- **The request**
Leaving out every picture, copy the lines of the data exactly, from the first through the line containing "h-screen w-screen flex-col".
* BEGIN Data excerpt *
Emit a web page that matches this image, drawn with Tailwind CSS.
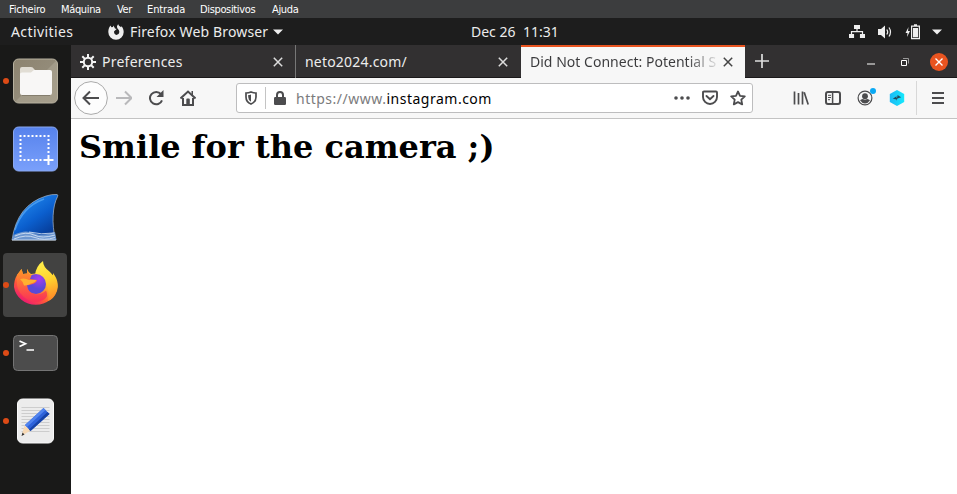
<!DOCTYPE html>
<html lang="en">
<head>
<meta charset="utf-8">
<title>Did Not Connect: Potential Security Issue</title>
<script src="https://cdn.jsdelivr.net/npm/@tailwindcss/browser@4"></script>
</head>
<body class="flex h-screen w-screen flex-col overflow-hidden bg-[#1b1b1b] font-['Noto_Sans',sans-serif] text-[14px] whitespace-nowrap">

<!-- Virtual machine menu -->
<nav class="flex h-[18px] shrink-0 items-center bg-[#3c3d3e] pt-px pl-[9px] font-['DejaVu_Sans_Condensed','DejaVu_Sans',sans-serif] text-[11px] leading-[17px] tracking-[-0.35px] text-white">
  <span class="w-[52px] tracking-[-0.2px]">Ficheiro</span><span class="w-[56px]">Máquina</span><span class="w-[30px]">Ver</span><span class="w-[53px] tracking-[-0.1px]">Entrada</span><span class="w-[72px]">Dispositivos</span><span>Ajuda</span>
</nav>

<!-- Desktop top bar -->
<header class="flex h-[27px] shrink-0 items-center bg-[#1d1d1d] leading-[26px] text-[#ececec]">
  <span class="w-[108px] pl-[11px] tracking-[0.4px]">Activities</span>
  <svg class="mr-[6px] size-4" viewBox="0 0 16 16"><path fill="#eee" fill-rule="evenodd" d="M1 4 2.400 1.500 3.500 3.200 5 3 5.500 1.500 7 4.500 8.700 5 7 6.400 6 7.600C6 10 7.200 10.900 8.300 10.900c1.800 0 3-1.300 3-3.100C11.300 5.500 9 4.800 9 3c0-1.200.5-2 1.300-2.700C10.500 2 12 2.200 13 3.300l.5-1C15 4 15.700 6 15.700 8A7.700 7.700 0 0 1 .3 8C.3 6.500.5 5.200 1 4z"/></svg>
  <span class="w-[143px] tracking-[0.15px]">Firefox Web Browser</span>
  <svg class="h-[6px] w-[10px]" viewBox="0 0 10 6"><path fill="#eee" d="M0 .5h10L5 5.500z"/></svg>
  <span class="ml-[188px] w-[52px]">Dec 26</span><span class="w-[36px]">11:31</span>
  <svg class="ml-[290px] h-4 w-4" viewBox="0 0 16 16"><g fill="#eee"><path d="M5 1h6v4H5zM0 10h5v4H0zM5.700 10h4.600v4H5.700zM11 10h5v4h-5z"/><path fill="none" stroke="#eee" stroke-width="1.200" d="M8 5v3M2.500 11V7.600h11V11"/></g><path fill="#1d1d1d" d="M5.200 9.500h5.600V15H5.200z"/></svg>
  <svg class="ml-3 h-4 w-4" viewBox="0 0 16 16"><path fill="#eee" d="M1 5h3l4-3.500v13L4 11H1z"/><path d="M9.800 5.500q1.800 2.500 0 5M12 3.500q3 4.500 0 9" fill="none" stroke="#eee" stroke-width="1.200"/></svg>
  <svg class="ml-3 h-4 w-4" viewBox="0 0 16 16"><path fill="#eee" d="M3.500 3 .5 9h2L2 13l3-6H3z"/><path fill="none" stroke="#eee" stroke-width="1.200" d="M6.600 2.100h7.800v12.500H6.600zM9 .9h3"/><path fill="#eee" d="M8 4h5v9.300H8z"/></svg>
  <svg class="ml-[11px] h-[6px] w-[10px]" viewBox="0 0 10 6"><path fill="#eee" d="M0 .5h10L5 5.500z"/></svg>
</header>

<div class="flex min-h-0 flex-1">
  <!-- Dock -->
  <aside class="flex w-[71px] shrink-0 flex-col gap-1 bg-[#191918] pt-1 pl-[3px]">
    <div class="flex h-16 w-16 items-center"><i class="h-[6px] w-[6px] rounded-full bg-[#dd4b16]"></i>
      <svg class="ml-[3.5px] h-[46px] w-[46px]" viewBox="0 0 46 46"><defs><linearGradient id="fo" x2="1" y2="1"><stop stop-color="#8c836f"/><stop offset=".5" stop-color="#938b79"/><stop offset=".51" stop-color="#a29b89"/><stop offset="1" stop-color="#a69e8b"/></linearGradient></defs><rect x=".5" y="1" width="44" height="44" rx="5" fill="url(#fo)" stroke="#b7b19f"/><path d="M7 20V11q0-2 2-2h9q2 0 3 2l2 2-2 5z" fill="#e1ddd4"/><path d="M7 16q0-1.500 2-1.500h9l3-2.500h16q2 0 2 2v21q0 2-2 2H9q-2 0-2-2z" fill="#f8f7f6"/><path d="M9 37.500h28" stroke="#847d6d"/></svg>
    </div>
    <div class="flex h-16 w-16 items-center pl-[9.500px]">
      <svg class="h-[46px] w-[46px]" viewBox="0 0 46 46"><defs><linearGradient id="sh" x2="0" y2="1"><stop stop-color="#5682ec"/><stop offset="1" stop-color="#7aa0fb"/></linearGradient></defs><rect x=".5" y="1" width="44" height="44" rx="5" fill="url(#sh)" stroke="#8aa8ef"/><path d="M6.500 10h30M6.500 34h24" stroke="#fff" stroke-width="2" stroke-dasharray="2 2"/><path d="M7.500 13v20M35.500 13v16" stroke="#fff" stroke-width="2" stroke-dasharray="2 2"/><path d="M30.500 34h10M35.500 29v10" stroke="#fff" stroke-width="2"/></svg>
    </div>
    <div class="flex h-16 w-16 items-center pl-[8px]">
      <svg class="h-[48px] w-[50px]" viewBox="0 0 50 48"><defs><linearGradient id="fin" x1=".2" x2=".9" y2="1"><stop stop-color="#2590f4"/><stop offset=".5" stop-color="#0b5fce"/><stop offset="1" stop-color="#052f83"/></linearGradient></defs><path d="M1 47Q6 12 35 3q6-2 11-1.500 1.500.3.500 2.200c-5 9-6 27-2 43.300z" fill="url(#fin)" stroke="#a9b9cb" stroke-width=".7"/><path d="M4 37Q11 14 33 6" stroke="#65b4fa" stroke-width="1.500" opacity=".6" fill="none"/><path d="M1 47 2.500 42Q14 36 22 40t22-1l1.500 8z" fill="#6c96cf"/><path d="M4 43q11-5 19-1t21 0M3 46q12-5 21-1.500t20 0M18 39q12 3 25 1M1 47h44" fill="none" stroke="#dce8f7" stroke-width=".8"/></svg>
    </div>
    <div class="flex h-16 w-16 items-center rounded bg-[#424241]"><i class="h-[6px] w-[6px] rounded-full bg-[#dd4b16]"></i>
      <svg class="ml-[3.5px] h-[48px] w-[46px]" viewBox="0 0 46 48"><defs><linearGradient id="fx" x1=".85" y1=".2" x2=".25" y2=".95"><stop stop-color="#ffe53d"/><stop offset=".4" stop-color="#ff9a2b"/><stop offset=".65" stop-color="#ff5a38"/><stop offset="1" stop-color="#ee1872"/></linearGradient><linearGradient id="fy" x1=".3" x2=".5" y2="1"><stop stop-color="#fff04b"/><stop offset=".5" stop-color="#ffd22f"/><stop offset="1" stop-color="#ff8a26"/></linearGradient><radialGradient id="fp" cx=".65" cy=".25"><stop stop-color="#a83cf0"/><stop offset="1" stop-color="#5a49d6"/></radialGradient><linearGradient id="fl" x2="0" y2="1"><stop stop-color="#ff9a25"/><stop offset="1" stop-color="#fa2f58"/></linearGradient></defs>
      <path d="M4 14 8.500 8l1.500 5 4-.5V8q1 3 4 5l18-2c6 4 8.500 9 8.500 15A22 21 0 0 1 1 26q0-7 3-12z" fill="url(#fx)"/><path d="M22 14q1-9 8-14 0 6 7 11l3 4v-3c4 5 6 11 4 18q-3 8-9 10 2-10-2-18-4-6-11-8z" fill="url(#fy)"/><circle cx="23" cy="23" r="10" fill="url(#fp)"/><path d="M4 14 8.500 8l1.500 5 4-.5V8q1 4 4.500 6.500L17 18l7 1q-.5 3-6 4.500-3 1-4 .5 1 9 9 9.500 6 0 10-4 3 6-2 9-8 5-16 0Q5 33 4 24z" fill="url(#fl)"/><path d="M7 18q5-1.500 9 1h7q0 2-5 3.500-4 2.500-7 2-1-4-4-6.500z" fill="#ffb030"/></svg>
    </div>
    <div class="flex h-16 w-16 items-center"><i class="h-[6px] w-[6px] rounded-full bg-[#dd4b16]"></i>
      <svg class="ml-[3.5px] h-[38px] w-[46px]" viewBox="0 0 46 38"><rect x=".5" y="1.500" width="44" height="35" rx="4" fill="#4c4c4c" stroke="#747474"/><path d="M6.500 7 12.500 9.800 6.500 12.500M13.500 16h7.500" fill="none" stroke="#fff" stroke-width="1.700"/></svg>
    </div>
    <div class="flex h-16 w-16 items-center"><i class="h-[6px] w-[6px] rounded-full bg-[#dd4b16]"></i>
      <svg class="ml-[3.5px] h-[46px] w-[46px]" viewBox="0 0 46 46"><rect x="4.500" y="1" width="36" height="44" rx="5" fill="#ececec" stroke="#fafafa"/><path d="M8.500 9.500h28M8.500 12.500h28M8.500 15.500h28M8.500 18.500h28M8.500 21.500h28M8.500 24.500h28M8.500 27.500h28M8.500 30.500h28M8.500 33.500h28" stroke="#c5c5c5" stroke-width=".8"/><path d="m8.500 38 3-10.500 6 5z" fill="#f7d9b5"/><path d="m8.500 38 1-3.500 2 2z" fill="#333"/><path d="m12 27 18.500-17 6 6-19 17z" fill="#2d62da"/><path d="m12 27 18.500-17 2 2L14 29z" fill="#5184ee"/><path d="m16 31.500 18.500-17.500 2 2-19 17z" fill="#1743a6"/></svg>
    </div>
  </aside>

  <!-- Browser window -->
  <main class="flex min-w-0 flex-1 flex-col bg-white">
    <div class="flex h-[33px] shrink-0 bg-[#323031] leading-[33px] text-[#ececec]">
      <div class="flex w-[225px] items-center border-r border-[#777] pl-[9px] shadow-[inset_0_-1px_#1b191a]">
        <svg class="mr-[6px] h-4 w-4" viewBox="0 0 16 16" fill="none" stroke="#f4f4f4" stroke-width="2"><circle cx="8" cy="8" r="4.200"/><path d="M8 0v4M8 12v4M0 8h4M12 8h4M2.300 2.300l2.800 2.800M10.900 10.900l2.800 2.800M2.300 13.700l2.800-2.800M10.900 5.100l2.800-2.800"/></svg>
        <span class="w-[171px] tracking-[0.25px]">Preferences</span>
        <svg class="h-[10px] w-[10px]" viewBox="0 0 10 10"><path d="m.8.8 8.400 8.400m0-8.400L.8 9.200" stroke="#ddd" stroke-width="1.500"/></svg>
      </div>
      <div class="flex w-[225px] items-center pl-[9px] shadow-[inset_0_-1px_#1b191a]">
        <span class="w-[193px] tracking-[0.2px]">neto2024.com/</span>
        <svg class="h-[10px] w-[10px]" viewBox="0 0 10 10"><path d="m.8.8 8.400 8.400m0-8.400L.8 9.200" stroke="#ddd" stroke-width="1.500"/></svg>
      </div>
      <div class="flex w-[224px] items-center border-t-2 border-[#e95420] bg-[#f7f7f7] pl-[9px] leading-[29px] text-[#3a3a3c]">
        <span class="w-[193px] pb-[2px]"><span class="bg-linear-to-r from-[#3a3a3c] from-[84%] to-[#3a3a3c]/15 bg-clip-text tracking-[0.02px] text-transparent">Did Not Connect: Potential S</span></span>
        <svg class="mb-[2px] h-[10px] w-[10px]" viewBox="0 0 10 10"><path d="m.8.8 8.400 8.400m0-8.400L.8 9.200" stroke="#444" stroke-width="1.500"/></svg>
      </div>
      <div class="flex flex-1 items-center pl-[10px] shadow-[inset_0_-1px_#1b191a]">
        <svg class="mb-px h-[14px] w-[14px]" viewBox="0 0 14 14"><path d="M7 0v14M0 7h14" stroke="#ddd" stroke-width="1.700"/></svg>
        <svg class="mt-[5px] ml-[98px] h-[2px] w-2" viewBox="0 0 8 2"><path d="M0 1h8" stroke="#fff"/></svg>
        <svg class="ml-[25px] h-[9px] w-[9px]" viewBox="0 0 9 9"><path d="M1.500 3.500h5v5h-5z" fill="none" stroke="#fff"/><path d="M3 1.500h5.500v5" fill="none" stroke="#999"/></svg>
        <svg class="ml-[21px] h-[18px] w-[18px]" viewBox="0 0 18 18"><circle cx="9" cy="9" r="9" fill="#e95420"/><path d="m5.500 5.500 7 7m0-7-7 7" stroke="#fff" stroke-width="1.400"/></svg>
      </div>
    </div>

    <div class="flex h-[41px] shrink-0 items-center border-b border-[#c3c3c3] bg-[#f7f7f7] pl-[3px] text-[#4c4c4e]">
      <svg class="h-[34px] w-[34px]" viewBox="0 0 34 34"><circle cx="17" cy="17" r="16.400" fill="#fdfdfd" stroke="#aaa" stroke-width="1"/><path d="M25 17H10M16 10.500 9.500 17l6.500 6.500" fill="none" stroke="currentColor" stroke-width="2"/></svg>
      <svg class="ml-2 h-4 w-4" viewBox="0 0 16 16"><path d="M0 8h15M9 1.500 15.500 8 9 14.500" fill="none" stroke="#b9b9bb" stroke-width="2"/></svg>
      <svg class="ml-4 h-4 w-4" viewBox="0 0 16 16"><path d="M13 4.200A6.200 6.200 0 1 0 14 10.300" fill="none" stroke="currentColor" stroke-width="2"/><path d="M15.500 0v7h-7z" fill="currentColor"/></svg>
      <svg class="ml-4 h-4 w-4" viewBox="0 0 16 16"><path d="m.5 8.500 7.500-7 7.500 7M3 8v7h10V8" fill="none" stroke="currentColor" stroke-width="2"/><path d="M6.300 14V9.500q0-1 1-1h1.500q1 0 1 1V14zM11.500 1H13v4h-1.500z" fill="currentColor"/></svg>
      <div class="ml-[40px] flex h-[30px] w-[517px] items-center rounded-[3px] border border-[#bdbdbe] bg-white pl-2">
        <svg class="h-[14px] w-3" viewBox="0 0 12 14"><path d="M6 1q2.500 1 5 1v4q0 5-5 7Q1 11 1 6V2q2.500 0 5-1z" fill="none" stroke="currentColor" stroke-width="1.700"/><path d="M6 3.500Q4.500 4 3.200 4v2q0 3 2.800 4.800z" fill="currentColor"/></svg>
        <i class="ml-2 h-[22px] w-px bg-[#c4c4c4]"></i>
        <svg class="ml-2 h-[14px] w-3" viewBox="0 0 12 14"><path d="M3 7V4a3 3 0 0 1 6 0v3" fill="none" stroke="currentColor" stroke-width="2"/><rect y="6" width="12" height="8" rx="1.200" fill="currentColor"/></svg>
        <span class="ml-[10px] w-[378px] tracking-[0.5px] text-[#7b7b7d]">https://www.<span class="text-black">instagram.com</span></span>
        <svg class="h-4 w-4" viewBox="0 0 16 16" fill="currentColor"><circle cx="2" cy="8" r="1.800"/><circle cx="8" cy="8" r="1.800"/><circle cx="14" cy="8" r="1.800"/></svg>
        <svg class="ml-3 h-4 w-4" viewBox="0 0 16 16" fill="none" stroke="currentColor" stroke-width="1.900"><path d="M1 2.500q0-1 1-1h12q1 0 1 1V7A7 7 0 0 1 1 7z"/><path d="m4.500 6 3.500 3.300L11.500 6" stroke-linecap="round"/></svg>
        <svg class="ml-3 h-4 w-4" viewBox="0 0 16 16"><path d="m8 1.500 2 4.300 4.800.6-3.500 3.300.9 4.700L8 12.100l-4.200 2.300.9-4.700L1.200 6.400 6 5.800z" fill="none" stroke="currentColor" stroke-width="1.800" stroke-linejoin="round"/></svg>
      </div>
      <svg class="ml-[40px] h-4 w-4" viewBox="0 0 16 16"><path d="M1.500 1.500v13M5.500 3v11.500M9.500 1.500v13M11.200 2.300l4 12.200" stroke="currentColor" stroke-width="1.700"/></svg>
      <svg class="ml-4 h-4 w-4" viewBox="0 0 16 16"><rect x="1" y="2" width="14" height="12" rx="2" fill="none" stroke="currentColor" stroke-width="2"/><path d="M7.600 2v12" stroke="currentColor" stroke-width="1.500"/><path d="M3 5.300h3M3 7.500h3M3 9.700h2" stroke="currentColor"/></svg>
      <div class="relative ml-4 h-4 w-4"><svg class="h-4 w-4" viewBox="0 0 16 16"><circle cx="8" cy="8" r="6.900" fill="none" stroke="currentColor" stroke-width="1.200"/><circle cx="8" cy="6.200" r="2.900" fill="currentColor"/><path d="M3 10.300q2-1.300 3-1.300 2 1 4 0 1 0 3 1.300Q11 13.500 8 13.500t-5-3.200z" fill="currentColor"/></svg><i class="absolute -top-[2px] left-[13px] h-[6px] w-[6px] rounded-full bg-[#0aa9f4]"></i></div>
      <svg class="ml-4 h-4 w-4" viewBox="0 0 16 16"><defs><linearGradient id="hx" x2="1"><stop stop-color="#1cb9f5"/><stop offset="1" stop-color="#14e8fc"/></linearGradient></defs><path d="m8 .1 7.200 3.900v8L8 15.900.8 12V4z" fill="url(#hx)"/><path d="m3.800 8.800 3.700-2.500v1.500l.8.700-.8 2.500V9.500zM12.200 7.200 8.500 5v1.200l-.5 1 .5 2.300V8.500z" fill="#24495b"/></svg>
      <i class="ml-[11px] h-[34px] w-px bg-[#d8d8d8]"></i>
      <svg class="ml-[15px] h-3 w-3" viewBox="0 0 12 12"><path d="M0 1h12M0 6h12M0 11h12" stroke="currentColor" stroke-width="1.800"/></svg>
    </div>

    <section class="flex-1 bg-white pt-[9px] pl-2 text-black">
      <h1 class="font-['DejaVu_Serif',serif] text-[32px] leading-[38px] font-bold">Smile for the camera ;)</h1>
    </section>
  </main>
</div>
</body>
</html>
* END Data excerpt *
- **Result**
Emit a web page that matches this image, drawn with Tailwind CSS.
<!DOCTYPE html>
<html lang="en">
<head>
<meta charset="utf-8">
<title>Did Not Connect: Potential Security Issue</title>
<script src="https://cdn.jsdelivr.net/npm/@tailwindcss/browser@4"></script>
</head>
<body class="flex h-screen w-screen flex-col overflow-hidden bg-[#1b1b1b] font-['Noto_Sans',sans-serif] text-[14px] whitespace-nowrap">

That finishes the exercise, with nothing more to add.